* THE REQUEST
Set all the material down again unchanged, without the pictures.
┌──
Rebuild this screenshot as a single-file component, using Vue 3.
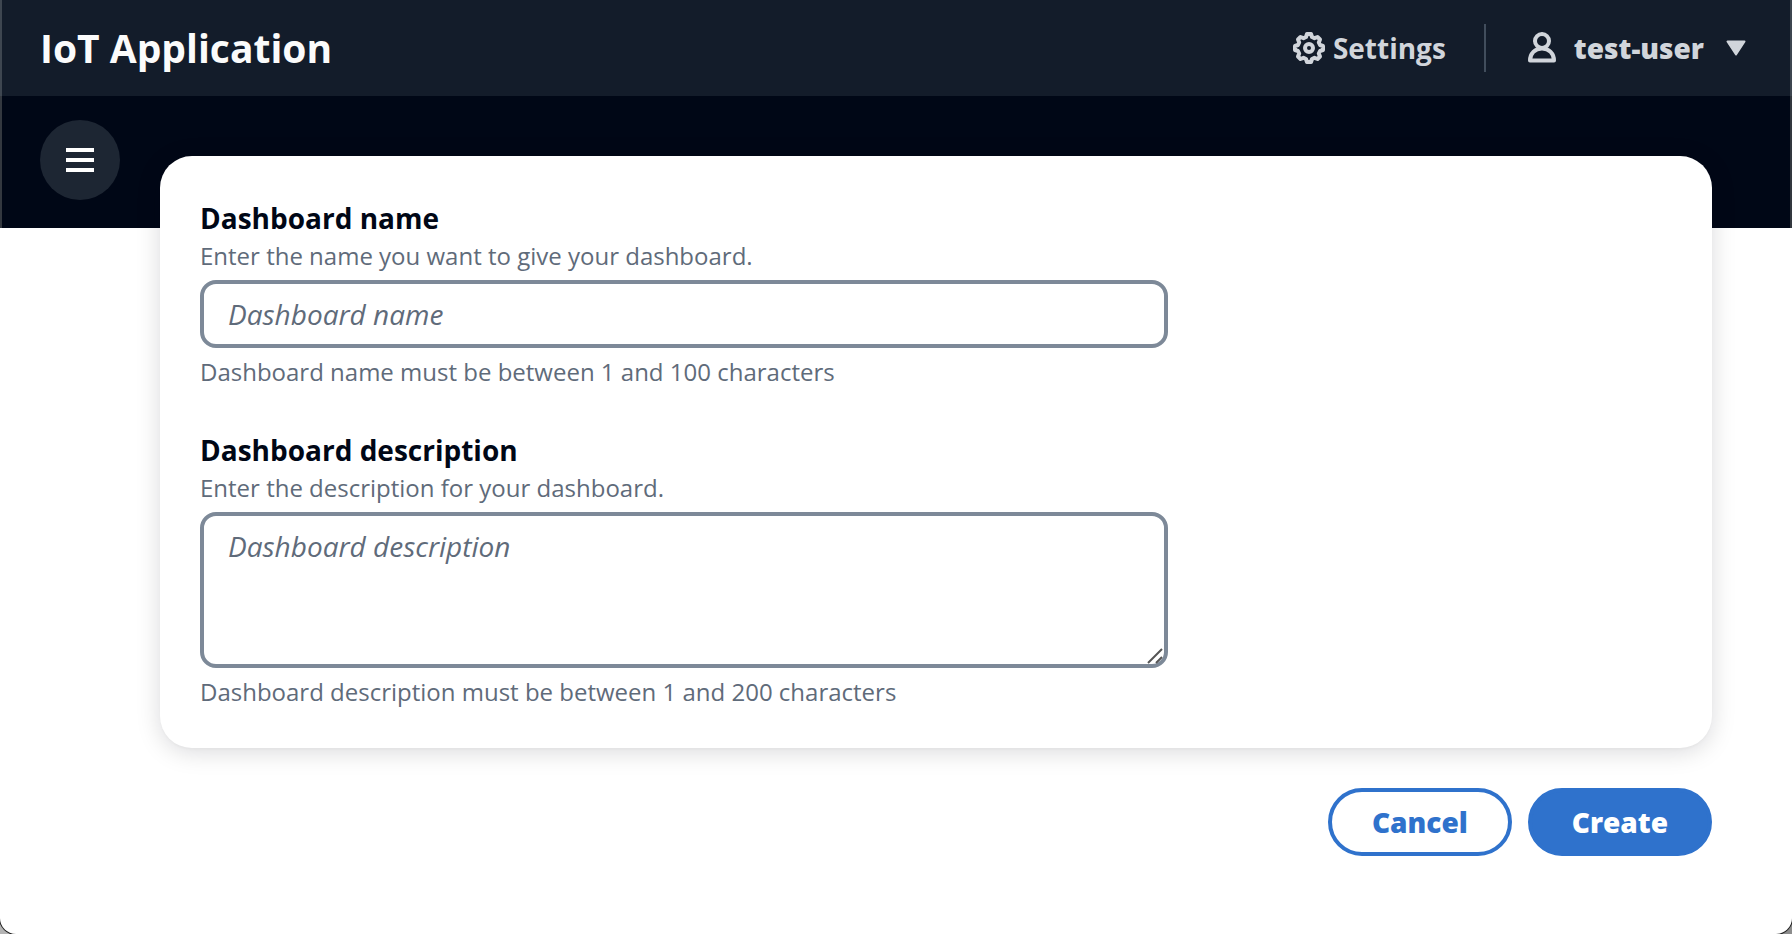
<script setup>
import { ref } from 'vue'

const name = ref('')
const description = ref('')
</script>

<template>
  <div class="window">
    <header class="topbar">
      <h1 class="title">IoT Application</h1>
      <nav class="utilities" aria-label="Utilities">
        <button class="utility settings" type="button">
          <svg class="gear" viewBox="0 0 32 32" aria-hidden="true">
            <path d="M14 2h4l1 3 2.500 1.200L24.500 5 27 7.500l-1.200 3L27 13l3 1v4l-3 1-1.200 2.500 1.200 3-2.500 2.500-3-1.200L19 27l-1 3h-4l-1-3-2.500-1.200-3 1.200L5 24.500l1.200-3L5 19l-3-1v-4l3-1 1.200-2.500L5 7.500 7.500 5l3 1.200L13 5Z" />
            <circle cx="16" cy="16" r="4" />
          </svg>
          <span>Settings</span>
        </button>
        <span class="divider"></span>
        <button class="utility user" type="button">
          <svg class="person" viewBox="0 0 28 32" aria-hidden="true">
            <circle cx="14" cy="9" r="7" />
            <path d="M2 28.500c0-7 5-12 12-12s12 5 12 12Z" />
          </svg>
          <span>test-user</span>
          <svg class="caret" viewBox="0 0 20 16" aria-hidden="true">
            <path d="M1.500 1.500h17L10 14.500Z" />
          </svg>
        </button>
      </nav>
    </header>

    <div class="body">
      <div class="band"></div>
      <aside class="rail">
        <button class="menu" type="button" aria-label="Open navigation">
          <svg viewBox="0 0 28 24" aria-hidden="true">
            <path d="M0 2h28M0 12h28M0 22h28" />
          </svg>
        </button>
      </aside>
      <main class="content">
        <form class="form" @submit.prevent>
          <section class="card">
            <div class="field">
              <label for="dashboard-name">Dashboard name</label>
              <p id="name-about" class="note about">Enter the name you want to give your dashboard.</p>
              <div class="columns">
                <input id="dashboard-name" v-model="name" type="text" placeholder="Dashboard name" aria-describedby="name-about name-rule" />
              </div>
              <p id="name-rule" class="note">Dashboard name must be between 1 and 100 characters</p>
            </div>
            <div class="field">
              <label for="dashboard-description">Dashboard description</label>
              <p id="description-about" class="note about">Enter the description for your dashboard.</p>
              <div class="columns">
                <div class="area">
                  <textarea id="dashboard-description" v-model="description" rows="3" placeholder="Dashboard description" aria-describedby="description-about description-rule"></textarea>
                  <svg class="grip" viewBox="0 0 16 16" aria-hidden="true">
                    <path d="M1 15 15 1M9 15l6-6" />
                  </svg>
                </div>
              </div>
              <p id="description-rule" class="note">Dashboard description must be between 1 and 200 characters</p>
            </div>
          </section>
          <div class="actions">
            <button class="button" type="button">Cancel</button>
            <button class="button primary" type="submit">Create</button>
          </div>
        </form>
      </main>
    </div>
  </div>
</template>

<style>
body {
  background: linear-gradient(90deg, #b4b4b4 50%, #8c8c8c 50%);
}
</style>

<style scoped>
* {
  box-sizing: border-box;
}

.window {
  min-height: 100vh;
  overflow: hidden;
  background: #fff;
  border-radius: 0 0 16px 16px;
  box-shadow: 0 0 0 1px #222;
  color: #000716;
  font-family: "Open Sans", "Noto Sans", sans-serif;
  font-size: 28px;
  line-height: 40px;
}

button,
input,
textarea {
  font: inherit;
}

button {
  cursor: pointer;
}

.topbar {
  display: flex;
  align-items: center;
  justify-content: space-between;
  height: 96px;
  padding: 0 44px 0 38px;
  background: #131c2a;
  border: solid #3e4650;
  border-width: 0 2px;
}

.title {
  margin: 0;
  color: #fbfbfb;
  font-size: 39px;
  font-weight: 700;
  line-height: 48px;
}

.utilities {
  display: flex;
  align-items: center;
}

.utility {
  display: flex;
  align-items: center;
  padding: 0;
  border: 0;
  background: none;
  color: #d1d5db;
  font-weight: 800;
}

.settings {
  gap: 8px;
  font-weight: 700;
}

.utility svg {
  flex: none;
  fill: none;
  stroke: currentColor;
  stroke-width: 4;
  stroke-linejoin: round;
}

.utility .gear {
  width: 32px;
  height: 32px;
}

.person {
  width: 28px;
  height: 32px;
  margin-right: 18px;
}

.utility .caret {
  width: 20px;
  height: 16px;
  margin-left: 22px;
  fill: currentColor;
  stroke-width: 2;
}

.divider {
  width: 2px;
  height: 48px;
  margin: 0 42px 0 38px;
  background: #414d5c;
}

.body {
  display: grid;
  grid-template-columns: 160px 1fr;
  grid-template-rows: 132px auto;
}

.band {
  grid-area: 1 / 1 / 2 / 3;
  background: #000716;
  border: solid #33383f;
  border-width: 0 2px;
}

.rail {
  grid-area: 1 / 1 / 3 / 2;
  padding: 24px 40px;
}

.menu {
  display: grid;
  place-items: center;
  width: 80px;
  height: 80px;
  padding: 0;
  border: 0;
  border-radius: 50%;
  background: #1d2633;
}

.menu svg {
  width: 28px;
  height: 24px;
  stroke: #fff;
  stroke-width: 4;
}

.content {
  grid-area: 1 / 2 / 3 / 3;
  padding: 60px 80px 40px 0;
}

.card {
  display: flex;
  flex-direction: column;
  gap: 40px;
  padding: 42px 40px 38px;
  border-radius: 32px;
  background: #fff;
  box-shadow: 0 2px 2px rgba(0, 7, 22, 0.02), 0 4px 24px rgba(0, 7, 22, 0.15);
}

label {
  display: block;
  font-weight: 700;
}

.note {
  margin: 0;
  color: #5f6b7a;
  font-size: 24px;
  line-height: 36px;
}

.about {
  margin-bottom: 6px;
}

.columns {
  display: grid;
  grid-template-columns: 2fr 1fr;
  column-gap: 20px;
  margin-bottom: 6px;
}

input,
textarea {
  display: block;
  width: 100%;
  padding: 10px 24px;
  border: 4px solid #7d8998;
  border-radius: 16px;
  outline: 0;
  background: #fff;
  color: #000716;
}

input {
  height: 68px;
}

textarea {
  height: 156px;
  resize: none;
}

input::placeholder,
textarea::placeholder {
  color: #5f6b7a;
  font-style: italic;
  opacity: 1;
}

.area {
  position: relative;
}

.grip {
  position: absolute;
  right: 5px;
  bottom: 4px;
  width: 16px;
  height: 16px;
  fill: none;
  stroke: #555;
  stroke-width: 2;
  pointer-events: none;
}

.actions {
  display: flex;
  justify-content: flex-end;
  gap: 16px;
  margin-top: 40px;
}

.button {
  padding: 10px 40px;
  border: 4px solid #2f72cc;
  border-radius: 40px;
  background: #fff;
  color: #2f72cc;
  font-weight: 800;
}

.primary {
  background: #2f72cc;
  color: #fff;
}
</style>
└──
* IN RESPONSE
Rebuild this screenshot as a single-file component, using Vue 3.
<script setup>
import { ref } from 'vue'

const name = ref('')
const description = ref('')
</script>

<template>
  <div class="window">
    <header class="topbar">
      <h1 class="title">IoT Application</h1>
      <nav class="utilities" aria-label="Utilities">
        <button class="utility settings" type="button">
          <svg class="gear" viewBox="0 0 32 32" aria-hidden="true">
            <path d="M14 2h4l1 3 2.500 1.200L24.500 5 27 7.500l-1.200 3L27 13l3 1v4l-3 1-1.200 2.500 1.200 3-2.500 2.500-3-1.200L19 27l-1 3h-4l-1-3-2.500-1.200-3 1.200L5 24.500l1.200-3L5 19l-3-1v-4l3-1 1.200-2.500L5 7.500 7.500 5l3 1.200L13 5Z" />
            <circle cx="16" cy="16" r="4" />
          </svg>
          <span>Settings</span>
        </button>
        <span class="divider"></span>
        <button class="utility user" type="button">
          <svg class="person" viewBox="0 0 28 32" aria-hidden="true">
            <circle cx="14" cy="9" r="7" />
            <path d="M2 28.500c0-7 5-12 12-12s12 5 12 12Z" />
          </svg>
          <span>test-user</span>
          <svg class="caret" viewBox="0 0 20 16" aria-hidden="true">
            <path d="M1.500 1.500h17L10 14.500Z" />
          </svg>
        </button>
      </nav>
    </header>

    <div class="body">
      <div class="band"></div>
      <aside class="rail">
        <button class="menu" type="button" aria-label="Open navigation">
          <svg viewBox="0 0 28 24" aria-hidden="true">
            <path d="M0 2h28M0 12h28M0 22h28" />
          </svg>
        </button>
      </aside>
      <main class="content">
        <form class="form" @submit.prevent>
          <section class="card">
            <div class="field">
              <label for="dashboard-name">Dashboard name</label>
              <p id="name-about" class="note about">Enter the name you want to give your dashboard.</p>
              <div class="columns">
                <input id="dashboard-name" v-model="name" type="text" placeholder="Dashboard name" aria-describedby="name-about name-rule" />
              </div>
              <p id="name-rule" class="note">Dashboard name must be between 1 and 100 characters</p>
            </div>
            <div class="field">
              <label for="dashboard-description">Dashboard description</label>
              <p id="description-about" class="note about">Enter the description for your dashboard.</p>
              <div class="columns">
                <div class="area">
                  <textarea id="dashboard-description" v-model="description" rows="3" placeholder="Dashboard description" aria-describedby="description-about description-rule"></textarea>
                  <svg class="grip" viewBox="0 0 16 16" aria-hidden="true">
                    <path d="M1 15 15 1M9 15l6-6" />
                  </svg>
                </div>
              </div>
              <p id="description-rule" class="note">Dashboard description must be between 1 and 200 characters</p>
            </div>
          </section>
          <div class="actions">
            <button class="button" type="button">Cancel</button>
            <button class="button primary" type="submit">Create</button>
          </div>
        </form>
      </main>
    </div>
  </div>
</template>

<style>
body {
  background: linear-gradient(90deg, #b4b4b4 50%, #8c8c8c 50%);
}
</style>

<style scoped>
* {
  box-sizing: border-box;
}

.window {
  min-height: 100vh;
  overflow: hidden;
  background: #fff;
  border-radius: 0 0 16px 16px;
  box-shadow: 0 0 0 1px #222;
  color: #000716;
  font-family: "Open Sans", "Noto Sans", sans-serif;
  font-size: 28px;
  line-height: 40px;
}

button,
input,
textarea {
  font: inherit;
}

button {
  cursor: pointer;
}

.topbar {
  display: flex;
  align-items: center;
  justify-content: space-between;
  height: 96px;
  padding: 0 44px 0 38px;
  background: #131c2a;
  border: solid #3e4650;
  border-width: 0 2px;
}

.title {
  margin: 0;
  color: #fbfbfb;
  font-size: 39px;
  font-weight: 700;
  line-height: 48px;
}

.utilities {
  display: flex;
  align-items: center;
}

.utility {
  display: flex;
  align-items: center;
  padding: 0;
  border: 0;
  background: none;
  color: #d1d5db;
  font-weight: 800;
}

.settings {
  gap: 8px;
  font-weight: 700;
}

.utility svg {
  flex: none;
  fill: none;
  stroke: currentColor;
  stroke-width: 4;
  stroke-linejoin: round;
}

.utility .gear {
  width: 32px;
  height: 32px;
}

.person {
  width: 28px;
  height: 32px;
  margin-right: 18px;
}

.utility .caret {
  width: 20px;
  height: 16px;
  margin-left: 22px;
  fill: currentColor;
  stroke-width: 2;
}

.divider {
  width: 2px;
  height: 48px;
  margin: 0 42px 0 38px;
  background: #414d5c;
}

.body {
  display: grid;
  grid-template-columns: 160px 1fr;
  grid-template-rows: 132px auto;
}

.band {
  grid-area: 1 / 1 / 2 / 3;
  background: #000716;
  border: solid #33383f;
  border-width: 0 2px;
}

.rail {
  grid-area: 1 / 1 / 3 / 2;
  padding: 24px 40px;
}

.menu {
  display: grid;
  place-items: center;
  width: 80px;
  height: 80px;
  padding: 0;
  border: 0;
  border-radius: 50%;
  background: #1d2633;
}

.menu svg {
  width: 28px;
  height: 24px;
  stroke: #fff;
  stroke-width: 4;
}

.content {
  grid-area: 1 / 2 / 3 / 3;
  padding: 60px 80px 40px 0;
}

.card {
  display: flex;
  flex-direction: column;
  gap: 40px;
  padding: 42px 40px 38px;
  border-radius: 32px;
  background: #fff;
  box-shadow: 0 2px 2px rgba(0, 7, 22, 0.02), 0 4px 24px rgba(0, 7, 22, 0.15);
}

label {
  display: block;
  font-weight: 700;
}

.note {
  margin: 0;
  color: #5f6b7a;
  font-size: 24px;
  line-height: 36px;
}

.about {
  margin-bottom: 6px;
}

.columns {
  display: grid;
  grid-template-columns: 2fr 1fr;
  column-gap: 20px;
  margin-bottom: 6px;
}

input,
textarea {
  display: block;
  width: 100%;
  padding: 10px 24px;
  border: 4px solid #7d8998;
  border-radius: 16px;
  outline: 0;
  background: #fff;
  color: #000716;
}

input {
  height: 68px;
}

textarea {
  height: 156px;
  resize: none;
}

input::placeholder,
textarea::placeholder {
  color: #5f6b7a;
  font-style: italic;
  opacity: 1;
}

.area {
  position: relative;
}

.grip {
  position: absolute;
  right: 5px;
  bottom: 4px;
  width: 16px;
  height: 16px;
  fill: none;
  stroke: #555;
  stroke-width: 2;
  pointer-events: none;
}

.actions {
  display: flex;
  justify-content: flex-end;
  gap: 16px;
  margin-top: 40px;
}

.button {
  padding: 10px 40px;
  border: 4px solid #2f72cc;
  border-radius: 40px;
  background: #fff;
  color: #2f72cc;
  font-weight: 800;
}

.primary {
  background: #2f72cc;
  color: #fff;
}
</style>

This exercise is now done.